**Exercise goal:** Every line of the material is to be quoted verbatim, minus the pictures.

+ + + + + + +

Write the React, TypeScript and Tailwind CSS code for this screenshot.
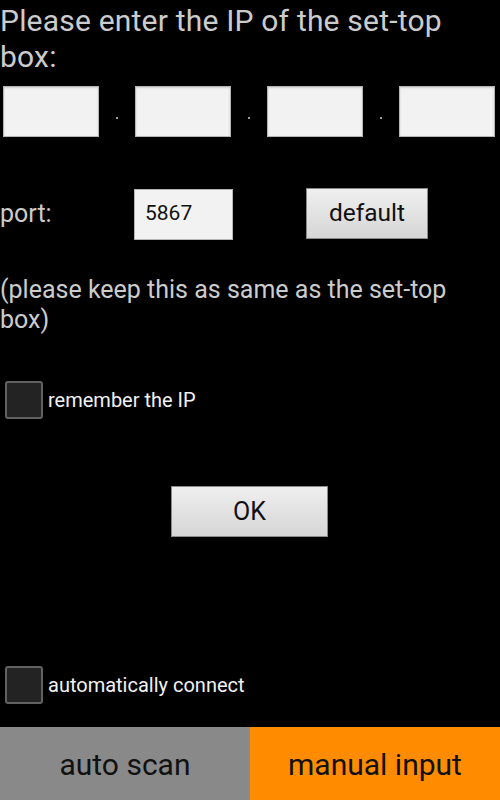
import React from 'react';

const FONT = { fontFamily: 'Roboto, "Noto Sans", sans-serif' };

function IpBox() {
  return (
    <div className="w-[96px] h-[51px] bg-[#f2f2f2] border border-[#b5b5b5] shadow-[inset_0_1px_2px_rgba(0,0,0,0.15)]" />
  );
}

function Dot() {
  return (
    <div className="w-[36px] h-[51px] flex items-end justify-center pb-[18px]">
      <span className="block w-[2px] h-[2px] bg-[#9a9a9a]" />
    </div>
  );
}

function CheckRow({ label }: { label: string }) {
  return (
    <div className="flex items-center pl-[5px]">
      <div className="w-[38px] h-[38px] rounded-[3px] border-2 border-[#626262] bg-[#232323]" />
      <span className="ml-[5px] text-[20px] leading-[30px] text-[#f2f2f2]">{label}</span>
    </div>
  );
}

export default function App() {
  return (
    <div className="w-[500px] h-[800px] bg-black flex flex-col overflow-hidden" style={FONT}>
      {/* Title */}
      <p className="w-[470px] pt-[3px] text-[30px] leading-[36px] tracking-[0.2px] text-[#cccccc]">
        Please enter the IP of the set-top box:
      </p>

      {/* IP inputs */}
      <div className="mt-[11px] flex pl-[3px]">
        <IpBox />
        <Dot />
        <IpBox />
        <Dot />
        <IpBox />
        <Dot />
        <IpBox />
      </div>

      {/* Port row */}
      <div className="mt-[51px] flex items-center h-[52px]">
        <span className="w-[134px] text-[25px] text-[#cccccc]">port:</span>
        <div className="w-[99px] h-[51px] bg-[#f2f2f2] border border-[#b5b5b5] flex items-center pl-[10px] text-[21px] text-[#111111]">
          5867
        </div>
        <button className="ml-[73px] w-[122px] h-[51px] -mt-[2px] border border-[#8a8a8a] bg-gradient-to-b from-[#efefef] to-[#d6d6d6] text-[24.5px] text-[#111111]">
          default
        </button>
      </div>

      {/* Note */}
      <p className="w-[470px] mt-[35px] text-[25px] leading-[30px] text-[#cccccc]">
        (please keep this as same as the set-top box)
      </p>

      <div className="mt-[46px]">
        <CheckRow label="remember the IP" />
      </div>

      {/* OK */}
      <div className="mt-[67px] flex pl-[171px]">
        <button className="w-[157px] h-[51px] border border-[#8a8a8a] bg-gradient-to-b from-[#efefef] to-[#d6d6d6] text-[25px] text-[#111111]">
          OK
        </button>
      </div>

      <div className="flex-1" />

      <div className="mb-[23px]">
        <CheckRow label="automatically connect" />
      </div>

      {/* Bottom tabs */}
      <div className="h-[73px] flex">
        <div className="w-[250px] bg-[#898989] flex items-center justify-center pt-[2px] text-[30px] text-[#111111]">
          auto scan
        </div>
        <div className="w-[250px] bg-[#ff8c00] flex items-center justify-center pt-[2px] text-[30px] text-[#111111]">
          manual input
        </div>
      </div>
    </div>
  );
}
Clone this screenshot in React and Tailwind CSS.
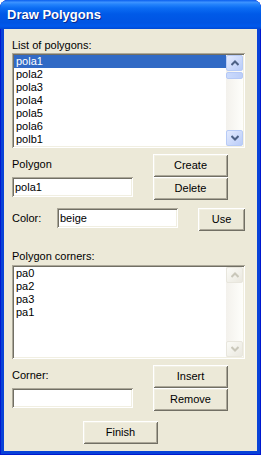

+ + + + + + +

**Finished exercise:**
Write the React, TypeScript and Tailwind CSS code for this screenshot.
import React from 'react';

const FONT = { fontFamily: 'Roboto, "Noto Sans", sans-serif' };

function IpBox() {
  return (
    <div className="w-[96px] h-[51px] bg-[#f2f2f2] border border-[#b5b5b5] shadow-[inset_0_1px_2px_rgba(0,0,0,0.15)]" />
  );
}

function Dot() {
  return (
    <div className="w-[36px] h-[51px] flex items-end justify-center pb-[18px]">
      <span className="block w-[2px] h-[2px] bg-[#9a9a9a]" />
    </div>
  );
}

function CheckRow({ label }: { label: string }) {
  return (
    <div className="flex items-center pl-[5px]">
      <div className="w-[38px] h-[38px] rounded-[3px] border-2 border-[#626262] bg-[#232323]" />
      <span className="ml-[5px] text-[20px] leading-[30px] text-[#f2f2f2]">{label}</span>
    </div>
  );
}

export default function App() {
  return (
    <div className="w-[500px] h-[800px] bg-black flex flex-col overflow-hidden" style={FONT}>
      {/* Title */}
      <p className="w-[470px] pt-[3px] text-[30px] leading-[36px] tracking-[0.2px] text-[#cccccc]">
        Please enter the IP of the set-top box:
      </p>

      {/* IP inputs */}
      <div className="mt-[11px] flex pl-[3px]">
        <IpBox />
        <Dot />
        <IpBox />
        <Dot />
        <IpBox />
        <Dot />
        <IpBox />
      </div>

      {/* Port row */}
      <div className="mt-[51px] flex items-center h-[52px]">
        <span className="w-[134px] text-[25px] text-[#cccccc]">port:</span>
        <div className="w-[99px] h-[51px] bg-[#f2f2f2] border border-[#b5b5b5] flex items-center pl-[10px] text-[21px] text-[#111111]">
          5867
        </div>
        <button className="ml-[73px] w-[122px] h-[51px] -mt-[2px] border border-[#8a8a8a] bg-gradient-to-b from-[#efefef] to-[#d6d6d6] text-[24.5px] text-[#111111]">
          default
        </button>
      </div>

      {/* Note */}
      <p className="w-[470px] mt-[35px] text-[25px] leading-[30px] text-[#cccccc]">
        (please keep this as same as the set-top box)
      </p>

      <div className="mt-[46px]">
        <CheckRow label="remember the IP" />
      </div>

      {/* OK */}
      <div className="mt-[67px] flex pl-[171px]">
        <button className="w-[157px] h-[51px] border border-[#8a8a8a] bg-gradient-to-b from-[#efefef] to-[#d6d6d6] text-[25px] text-[#111111]">
          OK
        </button>
      </div>

      <div className="flex-1" />

      <div className="mb-[23px]">
        <CheckRow label="automatically connect" />
      </div>

      {/* Bottom tabs */}
      <div className="h-[73px] flex">
        <div className="w-[250px] bg-[#898989] flex items-center justify-center pt-[2px] text-[30px] text-[#111111]">
          auto scan
        </div>
        <div className="w-[250px] bg-[#ff8c00] flex items-center justify-center pt-[2px] text-[30px] text-[#111111]">
          manual input
        </div>
      </div>
    </div>
  );
}
Clone this screenshot in React and Tailwind CSS.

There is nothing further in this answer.